Aim of the exercise
Quote the listing below in full and exactly as written, but omit every picture.

** Start Recorded information **

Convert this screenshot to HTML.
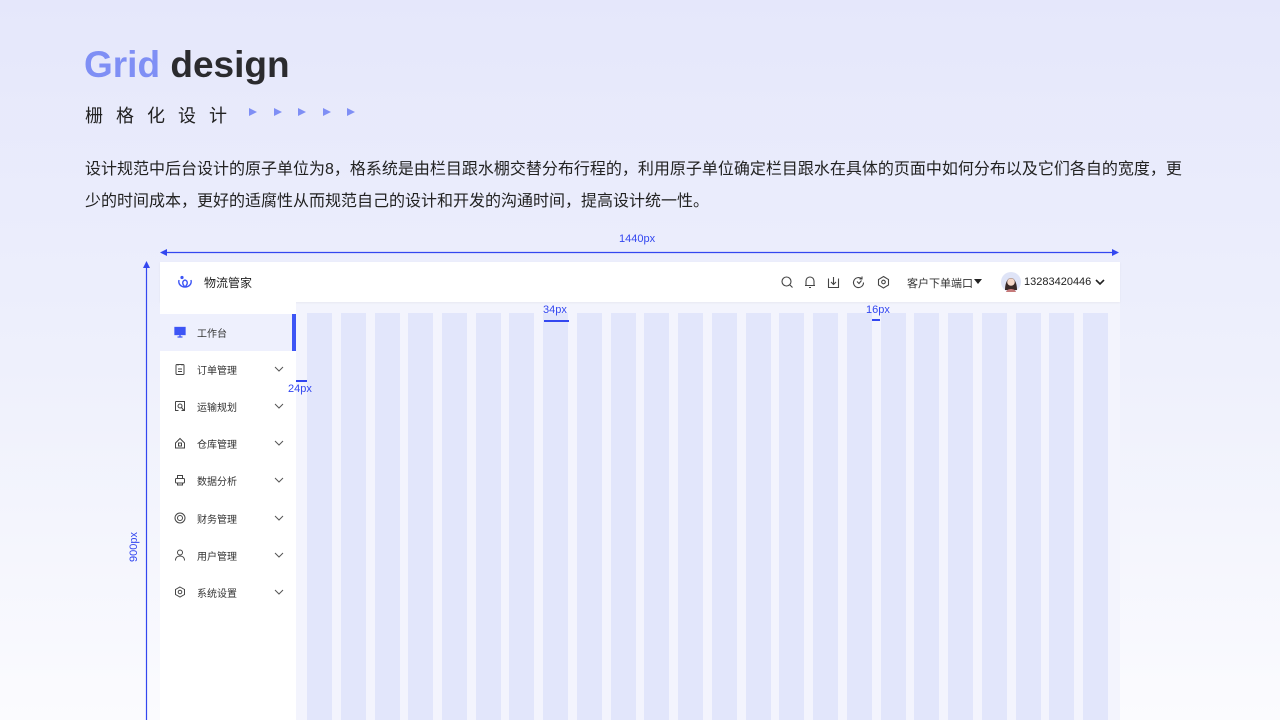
<!DOCTYPE html>
<html><head><meta charset="utf-8"><style>
*{margin:0;padding:0;box-sizing:border-box}
body{width:1280px;height:720px;overflow:hidden;position:relative;font-family:"Liberation Sans","Noto Sans CJK SC",sans-serif;background:linear-gradient(180deg,#e5e7fb 0%,#eef0fc 50%,#fbfbfe 100%)}
.abs{position:absolute}
.title{left:84px;top:44px;font-size:37px;font-weight:bold;letter-spacing:0;color:#2b2b2e}
.title span{color:#7f8ff5}
.sub{left:85px;top:102px;font-size:18px;letter-spacing:13px;color:#222}
.tri{top:108px;width:0;height:0;border-left:8px solid #7f8ff5;border-top:4.5px solid transparent;border-bottom:4.5px solid transparent}
.para{left:85px;top:154px;font-size:16px;line-height:32px;letter-spacing:0;color:#222}
.blue{color:#3347f0}
.header{left:160px;top:262px;width:960px;height:40px;background:#fff;box-shadow:0 1px 2px rgba(0,0,0,.05)}
.side{left:160px;top:302px;width:136px;height:418px;background:#fff}
.main{left:296px;top:302px;width:824px;height:418px;background:#f3f4fd}
.col{top:313px;width:25px;height:407px;background:#e2e6fb}
.item{position:absolute;left:0;width:136px;height:37px;font-size:10px;color:#333;display:flex;align-items:center}
.item .ic{position:absolute;left:14px;top:12px;width:12px;height:12px}
.item .t{position:absolute;left:37px}
.item .ch{position:absolute;left:114px;top:15px}
</style></head><body>
<div class="abs title"><span>Grid</span> design</div>
<div class="abs sub">栅格化设计</div>
<div class="abs tri" style="left:249px"></div>
<div class="abs tri" style="left:274px"></div>
<div class="abs tri" style="left:298px"></div>
<div class="abs tri" style="left:323px"></div>
<div class="abs tri" style="left:347px"></div>
<div class="abs para">设计规范中后台设计的原子单位为8，格系统是由栏目跟水棚交替分布行程的，利用原子单位确定栏目跟水在具体的页面中如何分布以及它们各自的宽度，更<br>少的时间成本，更好的适腐性从而规范自己的设计和开发的沟通时间，提高设计统一性。</div>

<svg class="abs" style="left:0;top:0" width="1280" height="720">
<line x1="162" y1="252.5" x2="1116" y2="252.5" stroke="#3347f0" stroke-width="1.2"/>
<path d="M160 252.5 L167 249 L167 256Z M1119 252.5 L1112 249 L1112 256Z" fill="#3347f0"/>
<line x1="146.5" y1="264" x2="146.5" y2="720" stroke="#3347f0" stroke-width="1.2"/>
<path d="M146.5 261 L143 268 L150 268Z" fill="#3347f0"/>
</svg>
<div class="abs blue" style="left:619px;top:233px;font-size:11px">1440px</div>
<div class="abs blue" style="left:128px;font-size:11px;transform:rotate(-90deg);transform-origin:left top;top:562px">900px</div>

<div class="abs main"></div>
<div id="cols"></div>
<div class="abs header">
 <svg class="abs" style="left:17px;top:13px" width="16" height="14" viewBox="0 0 16 14"><path d="M2 5 C1 9 4 12 8 12 C12 12 15 9 14 5 M8 12 C5 9 5 6 8 5 C11 6 11 9 8 12" fill="none" stroke="#3d55f5" stroke-width="1.4"/><circle cx="5" cy="2.5" r="1.6" fill="#3d55f5"/></svg>
 <div class="abs" style="left:44px;top:12px;font-size:12px;color:#222">物流管家</div>
 <svg class="abs" style="left:620px;top:13px" width="110" height="14" viewBox="0 0 110 14" fill="none" stroke="#444" stroke-width="1.1">
  <circle cx="6.5" cy="6.5" r="4.5"/><path d="M10 10l2.5 2.5"/>
  <path d="M26 10.5V6a4 4 0 018 0v4.5zM25 10.5h10M29 12.5h2"/>
  <path d="M49 4H48.5v8.5h10V4H58M53.5 2v7M51 7l2.5 2.5L56 7"/>
  <path d="M82 4a5 5 0 10 1.5 3.5M82 1.5V4h-2.5M77 6.5l2 2 2.5-3"/>
  <path d="M103.5 1.5l5 3v5.5l-5 3-5-3V4.5z"/><circle cx="103.5" cy="7" r="1.8"/>
 </svg>
 <div class="abs" style="left:747px;top:13px;font-size:11px;color:#333">客户下单端口</div>
 <svg class="abs" style="left:814px;top:17px" width="8" height="5"><path d="M0 0h8L4 5z" fill="#222"/></svg>
 <svg class="abs" style="left:841px;top:10px" width="20" height="20" viewBox="0 0 20 20"><circle cx="10" cy="10" r="10" fill="#dfe4f7"/><path d="M4 18c0-6 2-12 6-12s6 6 6 12z" fill="#3a2a28"/><circle cx="10" cy="10" r="3.8" fill="#f6d8c8"/><path d="M5 20c1-4 9-4 10 0z" fill="#c57a7a"/></svg>
 <div class="abs" style="left:864px;top:14px;font-size:11px;color:#222">13283420446</div>
 <svg class="abs" style="left:935px;top:17px" width="10" height="7"><path d="M1 1l4 4 4-4" fill="none" stroke="#222" stroke-width="1.6"/></svg>
</div>
<div class="abs side">
 <div class="item" style="top:12px;background:#eef0fd"><svg class="ic" viewBox="0 0 12 12" fill="none" stroke="#3d55f5" stroke-width="1.3"><rect x="1" y="1.5" width="10" height="7" fill="#3d55f5"/><path d="M6 8.5v2.5M3.5 11h5"/></svg><span class="t">工作台</span></div>
 <div class="abs" style="left:132px;top:12px;width:4px;height:37px;background:#3d55f5"></div>
</div>
<div class="abs blue" style="left:543px;top:304px;font-size:11px">34px</div>
<div class="abs" style="left:544px;top:320px;width:25px;height:1.5px;background:#3347f0"></div>
<div class="abs blue" style="left:866px;top:304px;font-size:11px">16px</div>
<div class="abs" style="left:872px;top:319px;width:8px;height:2px;background:#3347f0"></div>
<div class="abs" style="left:296px;top:380px;width:11px;height:1.5px;background:#3347f0"></div>
<div class="abs blue" style="left:288px;top:383px;font-size:11px">24px</div>
<script>
var c='';for(var i=0;i<24;i++){c+='<div class="abs col" style="left:'+(307+i*33.74).toFixed(1)+'px"></div>';}
document.getElementById('cols').innerHTML=c;
var items=[['订单管理','<rect x="2" y="1.5" width="8" height="10" rx="1"/><path d="M4 1v1.5M8 1v1.5M4 6h4M4 8.5h4"/>'],
['运输规划','<path d="M1.5 1.5h9v9h-3M1.5 1.5v9h3"/><circle cx="6" cy="6" r="2"/><path d="M7.5 7.5l2.5 3"/>'],
['仓库管理','<path d="M1.5 6L6 1.5 10.5 6v5h-9z"/><rect x="4.5" y="6" width="3" height="3"/>'],
['数据分析','<rect x="1.5" y="4.5" width="9" height="4.5" rx="1"/><path d="M3.5 4.5V1.5h5v3M3.5 9v2h5V9"/>'],
['财务管理','<circle cx="6" cy="6" r="5"/><circle cx="6" cy="6" r="2.5"/>'],
['用户管理','<circle cx="6" cy="3.5" r="2.5"/><path d="M1.5 11.5c0-3 2-4.5 4.5-4.5s4.5 1.5 4.5 4.5"/>'],
['系统设置','<path d="M6 1l4.5 2.5v5L6 11 1.5 8.5v-5z"/><circle cx="6" cy="6" r="1.8"/>']];
var s=document.querySelector('.side'),h='';
items.forEach(function(it,k){h+='<div class="item" style="top:'+(48.5+k*37.3)+'px"><svg class="ic" viewBox="0 0 12 12" fill="none" stroke="#444" stroke-width="1">'+it[1]+'</svg><span class="t">'+it[0]+'</span><svg class="ch" width="10" height="6"><path d="M1 1l4 4 4-4" fill="none" stroke="#555" stroke-width="1"/></svg></div>';});
s.insertAdjacentHTML('beforeend',h);
</script>
</body></html>
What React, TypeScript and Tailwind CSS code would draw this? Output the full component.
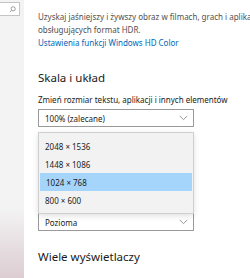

** End Recorded information **

Completed task
Convert this screenshot to HTML.
<!DOCTYPE html>
<html><head><meta charset="utf-8"><style>
*{margin:0;padding:0;box-sizing:border-box}
body{width:1280px;height:720px;overflow:hidden;position:relative;font-family:"Liberation Sans","Noto Sans CJK SC",sans-serif;background:linear-gradient(180deg,#e5e7fb 0%,#eef0fc 50%,#fbfbfe 100%)}
.abs{position:absolute}
.title{left:84px;top:44px;font-size:37px;font-weight:bold;letter-spacing:0;color:#2b2b2e}
.title span{color:#7f8ff5}
.sub{left:85px;top:102px;font-size:18px;letter-spacing:13px;color:#222}
.tri{top:108px;width:0;height:0;border-left:8px solid #7f8ff5;border-top:4.5px solid transparent;border-bottom:4.5px solid transparent}
.para{left:85px;top:154px;font-size:16px;line-height:32px;letter-spacing:0;color:#222}
.blue{color:#3347f0}
.header{left:160px;top:262px;width:960px;height:40px;background:#fff;box-shadow:0 1px 2px rgba(0,0,0,.05)}
.side{left:160px;top:302px;width:136px;height:418px;background:#fff}
.main{left:296px;top:302px;width:824px;height:418px;background:#f3f4fd}
.col{top:313px;width:25px;height:407px;background:#e2e6fb}
.item{position:absolute;left:0;width:136px;height:37px;font-size:10px;color:#333;display:flex;align-items:center}
.item .ic{position:absolute;left:14px;top:12px;width:12px;height:12px}
.item .t{position:absolute;left:37px}
.item .ch{position:absolute;left:114px;top:15px}
</style></head><body>
<div class="abs title"><span>Grid</span> design</div>
<div class="abs sub">栅格化设计</div>
<div class="abs tri" style="left:249px"></div>
<div class="abs tri" style="left:274px"></div>
<div class="abs tri" style="left:298px"></div>
<div class="abs tri" style="left:323px"></div>
<div class="abs tri" style="left:347px"></div>
<div class="abs para">设计规范中后台设计的原子单位为8，格系统是由栏目跟水棚交替分布行程的，利用原子单位确定栏目跟水在具体的页面中如何分布以及它们各自的宽度，更<br>少的时间成本，更好的适腐性从而规范自己的设计和开发的沟通时间，提高设计统一性。</div>

<svg class="abs" style="left:0;top:0" width="1280" height="720">
<line x1="162" y1="252.5" x2="1116" y2="252.5" stroke="#3347f0" stroke-width="1.2"/>
<path d="M160 252.5 L167 249 L167 256Z M1119 252.5 L1112 249 L1112 256Z" fill="#3347f0"/>
<line x1="146.5" y1="264" x2="146.5" y2="720" stroke="#3347f0" stroke-width="1.2"/>
<path d="M146.5 261 L143 268 L150 268Z" fill="#3347f0"/>
</svg>
<div class="abs blue" style="left:619px;top:233px;font-size:11px">1440px</div>
<div class="abs blue" style="left:128px;font-size:11px;transform:rotate(-90deg);transform-origin:left top;top:562px">900px</div>

<div class="abs main"></div>
<div id="cols"></div>
<div class="abs header">
 <svg class="abs" style="left:17px;top:13px" width="16" height="14" viewBox="0 0 16 14"><path d="M2 5 C1 9 4 12 8 12 C12 12 15 9 14 5 M8 12 C5 9 5 6 8 5 C11 6 11 9 8 12" fill="none" stroke="#3d55f5" stroke-width="1.4"/><circle cx="5" cy="2.5" r="1.6" fill="#3d55f5"/></svg>
 <div class="abs" style="left:44px;top:12px;font-size:12px;color:#222">物流管家</div>
 <svg class="abs" style="left:620px;top:13px" width="110" height="14" viewBox="0 0 110 14" fill="none" stroke="#444" stroke-width="1.1">
  <circle cx="6.5" cy="6.5" r="4.5"/><path d="M10 10l2.5 2.5"/>
  <path d="M26 10.5V6a4 4 0 018 0v4.5zM25 10.5h10M29 12.5h2"/>
  <path d="M49 4H48.5v8.5h10V4H58M53.5 2v7M51 7l2.5 2.5L56 7"/>
  <path d="M82 4a5 5 0 10 1.5 3.5M82 1.5V4h-2.5M77 6.5l2 2 2.5-3"/>
  <path d="M103.5 1.5l5 3v5.5l-5 3-5-3V4.5z"/><circle cx="103.5" cy="7" r="1.8"/>
 </svg>
 <div class="abs" style="left:747px;top:13px;font-size:11px;color:#333">客户下单端口</div>
 <svg class="abs" style="left:814px;top:17px" width="8" height="5"><path d="M0 0h8L4 5z" fill="#222"/></svg>
 <svg class="abs" style="left:841px;top:10px" width="20" height="20" viewBox="0 0 20 20"><circle cx="10" cy="10" r="10" fill="#dfe4f7"/><path d="M4 18c0-6 2-12 6-12s6 6 6 12z" fill="#3a2a28"/><circle cx="10" cy="10" r="3.8" fill="#f6d8c8"/><path d="M5 20c1-4 9-4 10 0z" fill="#c57a7a"/></svg>
 <div class="abs" style="left:864px;top:14px;font-size:11px;color:#222">13283420446</div>
 <svg class="abs" style="left:935px;top:17px" width="10" height="7"><path d="M1 1l4 4 4-4" fill="none" stroke="#222" stroke-width="1.6"/></svg>
</div>
<div class="abs side">
 <div class="item" style="top:12px;background:#eef0fd"><svg class="ic" viewBox="0 0 12 12" fill="none" stroke="#3d55f5" stroke-width="1.3"><rect x="1" y="1.5" width="10" height="7" fill="#3d55f5"/><path d="M6 8.5v2.5M3.5 11h5"/></svg><span class="t">工作台</span></div>
 <div class="abs" style="left:132px;top:12px;width:4px;height:37px;background:#3d55f5"></div>
</div>
<div class="abs blue" style="left:543px;top:304px;font-size:11px">34px</div>
<div class="abs" style="left:544px;top:320px;width:25px;height:1.5px;background:#3347f0"></div>
<div class="abs blue" style="left:866px;top:304px;font-size:11px">16px</div>
<div class="abs" style="left:872px;top:319px;width:8px;height:2px;background:#3347f0"></div>
<div class="abs" style="left:296px;top:380px;width:11px;height:1.5px;background:#3347f0"></div>
<div class="abs blue" style="left:288px;top:383px;font-size:11px">24px</div>
<script>
var c='';for(var i=0;i<24;i++){c+='<div class="abs col" style="left:'+(307+i*33.74).toFixed(1)+'px"></div>';}
document.getElementById('cols').innerHTML=c;
var items=[['订单管理','<rect x="2" y="1.5" width="8" height="10" rx="1"/><path d="M4 1v1.5M8 1v1.5M4 6h4M4 8.5h4"/>'],
['运输规划','<path d="M1.5 1.5h9v9h-3M1.5 1.5v9h3"/><circle cx="6" cy="6" r="2"/><path d="M7.5 7.5l2.5 3"/>'],
['仓库管理','<path d="M1.5 6L6 1.5 10.5 6v5h-9z"/><rect x="4.5" y="6" width="3" height="3"/>'],
['数据分析','<rect x="1.5" y="4.5" width="9" height="4.5" rx="1"/><path d="M3.5 4.5V1.5h5v3M3.5 9v2h5V9"/>'],
['财务管理','<circle cx="6" cy="6" r="5"/><circle cx="6" cy="6" r="2.5"/>'],
['用户管理','<circle cx="6" cy="3.5" r="2.5"/><path d="M1.5 11.5c0-3 2-4.5 4.5-4.5s4.5 1.5 4.5 4.5"/>'],
['系统设置','<path d="M6 1l4.5 2.5v5L6 11 1.5 8.5v-5z"/><circle cx="6" cy="6" r="1.8"/>']];
var s=document.querySelector('.side'),h='';
items.forEach(function(it,k){h+='<div class="item" style="top:'+(48.5+k*37.3)+'px"><svg class="ic" viewBox="0 0 12 12" fill="none" stroke="#444" stroke-width="1">'+it[1]+'</svg><span class="t">'+it[0]+'</span><svg class="ch" width="10" height="6"><path d="M1 1l4 4 4-4" fill="none" stroke="#555" stroke-width="1"/></svg></div>';});
s.insertAdjacentHTML('beforeend',h);
</script>
</body></html>
What React, TypeScript and Tailwind CSS code would draw this? Output the full component.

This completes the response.